The paper tackled the perception bottleneck in multimodal reasoning by introducing PRCO, a dual-role RLVR framework with role-specific rewards, resulting in an average accuracy improvement of over 7 points across eight benchmarks compared to the base model.

Reinforcement learning with verifiable rewards (RLVR) has substantially enhanced the reasoning capabilities of multimodal large language models (MLLMs). However, existing RLVR approaches typically rely on outcome-driven optimization that updates both perception and reasoning using a shared reward based solely on the final answer. This shared reward blurs credit assignment, frequently improving reasoning patterns while failing to reliably enhance the accuracy of upstream visual evidence extraction. To address this perception bottleneck, we introduce PRCO (Perception-Reasoning Coevolution), a dual-role RLVR framework with a shared policy. PRCO consists of two cooperative roles: an Observer that generates an evidence caption tailored to the question and a Solver that predicts the final answer based on this caption.
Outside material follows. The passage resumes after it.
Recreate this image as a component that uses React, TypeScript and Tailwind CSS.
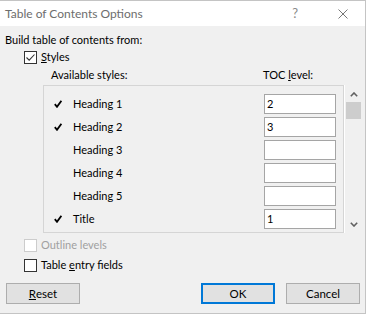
import React from 'react'

const font = { fontFamily: 'Lato, "Noto Sans", sans-serif' }

const rows = [
  { name: 'Heading 1', checked: true, level: '2' },
  { name: 'Heading 2', checked: true, level: '3' },
  { name: 'Heading 3', checked: false, level: '' },
  { name: 'Heading 4', checked: false, level: '' },
  { name: 'Heading 5', checked: false, level: '' },
  { name: 'Title', checked: true, level: '1' },
]

function Tick() {
  return (
    <svg viewBox="0 0 8 8" className="w-[8px] h-[8px]">
      <path d="M0.8 4.2 L3 6.8 L7.4 0.8" fill="none" stroke="#000" strokeWidth="1.8" />
    </svg>
  )
}

function Checkbox({ checked, disabled }: { checked?: boolean; disabled?: boolean }) {
  return (
    <div
      className={`w-[13px] h-[13px] border bg-white flex items-center justify-center ${
        disabled ? 'border-[#cccccc]' : 'border-[#333333]'
      }`}
    >
      {checked && (
        <svg viewBox="0 0 11 11" className="w-[11px] h-[11px]">
          <path d="M1.5 5.5 L4.2 8.2 L9.5 2.5" fill="none" stroke="#333" strokeWidth="1.1" />
        </svg>
      )}
    </div>
  )
}

function Btn({ children, primary }: { children: React.ReactNode; primary?: boolean }) {
  return (
    <div
      className={`w-[74px] h-[21px] flex items-center justify-center bg-[#e1e1e1] text-[11.5px] text-black ${
        primary ? 'border-2 border-[#0078d7]' : 'border border-[#adadad]'
      }`}
    >
      {children}
    </div>
  )
}

export default function App() {
  return (
    <div className="w-[368px] h-[315px] bg-white overflow-hidden" style={font}>
      <div className="w-[366px] h-[314px] bg-[#f0f0f0] border-r border-b border-t border-[#c4c4c4] flex flex-col">
        {/* title bar */}
        <div className="h-[25px] bg-white flex items-center pl-[5px] shrink-0">
          <span className="text-[12px] text-[#6d6d6d] leading-none">Table of Contents Options</span>
          <span className="ml-auto mr-[40px] text-[13px] text-[#8a8a8a] leading-none">?</span>
          <svg viewBox="0 0 10 10" className="w-[10px] h-[10px] mr-[17px]">
            <path d="M0.5 0.5 L9.5 9.5 M9.5 0.5 L0.5 9.5" stroke="#777" strokeWidth="1" />
          </svg>
        </div>

        {/* body */}
        <div className="flex flex-col pl-[5px] pt-[6px] text-[11px] text-black">
          <div className="h-[16px] leading-[16px]">Build table of contents from:</div>

          <div className="flex items-center h-[16px] mt-[1px] pl-[19px] gap-[4px]">
            <Checkbox checked />
            <span className="leading-[16px]">
              <u>S</u>tyles
            </span>
          </div>

          <div className="flex h-[16px] mt-[2px] leading-[16px]">
            <span className="ml-[46px] w-[212px]">Available styles:</span>
            <span>
              TOC <u>l</u>evel:
            </span>
          </div>

          <div className="flex mt-[2px]">
            <div className="ml-[38px] w-[301px] h-[148px] border border-[#d5d5d5] shadow-[1px_0_0_#ffffff] pt-[6px]">
              {rows.map((r) => (
                <div key={r.name} className="flex items-center h-[23px]">
                  <div className="w-[29px] pl-[10px] flex items-center">{r.checked && <Tick />}</div>
                  <span className="leading-none">{r.name}</span>
                  <div className="ml-auto mr-[7px] w-[72px] h-[20px] bg-white border border-[#a5a5a5] flex items-center pl-[2px] leading-none">
                    {r.level}
                  </div>
                </div>
              ))}
            </div>
            <div className="ml-[2px] w-[15px] h-[148px] flex flex-col items-center">
              <svg viewBox="0 0 8 5" className="w-[8px] h-[5px] mt-[7px]">
                <path d="M0.8 4.2 L4 1 L7.2 4.2" fill="none" stroke="#606060" strokeWidth="1.6" />
              </svg>
              <div className="w-[15px] h-[17px] bg-[#cdcdcd] mt-[5px]" />
              <svg viewBox="0 0 8 5" className="w-[8px] h-[5px] mt-auto mb-[6px]">
                <path d="M0.8 0.8 L4 4 L7.2 0.8" fill="none" stroke="#606060" strokeWidth="1.6" />
              </svg>
            </div>
          </div>

          <div className="flex items-center h-[16px] mt-[4px] pl-[19px] gap-[4px]">
            <Checkbox disabled />
            <span className="leading-[16px] text-[#a0a0a0]">Outline levels</span>
          </div>

          <div className="flex items-center h-[16px] mt-[4px] pl-[19px] gap-[4px]">
            <Checkbox />
            <span className="leading-[16px]">
              Table <u>e</u>ntry fields
            </span>
          </div>

          <div className="flex mt-[10px] pl-[1px]">
            <Btn>
              <u>R</u>eset
            </Btn>
            <div className="ml-auto flex gap-[11px] mr-[5px]">
              <Btn primary>OK</Btn>
              <Btn>Cancel</Btn>
            </div>
          </div>
        </div>
      </div>
    </div>
  )
}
Crucially, PRCO employs role-specific reward signals: the Solver is optimized using verifiable outcome rewards on the final answer, while the Observer receives a utility reward derived from the Solver's downstream success. Extensive experiments across eight challenging multimodal reasoning benchmarks demonstrate that PRCO yields consistent improvements across model scales by over 7 points on average accuracy compared to the base model, outperforming prior open-source RL-tuned baselines.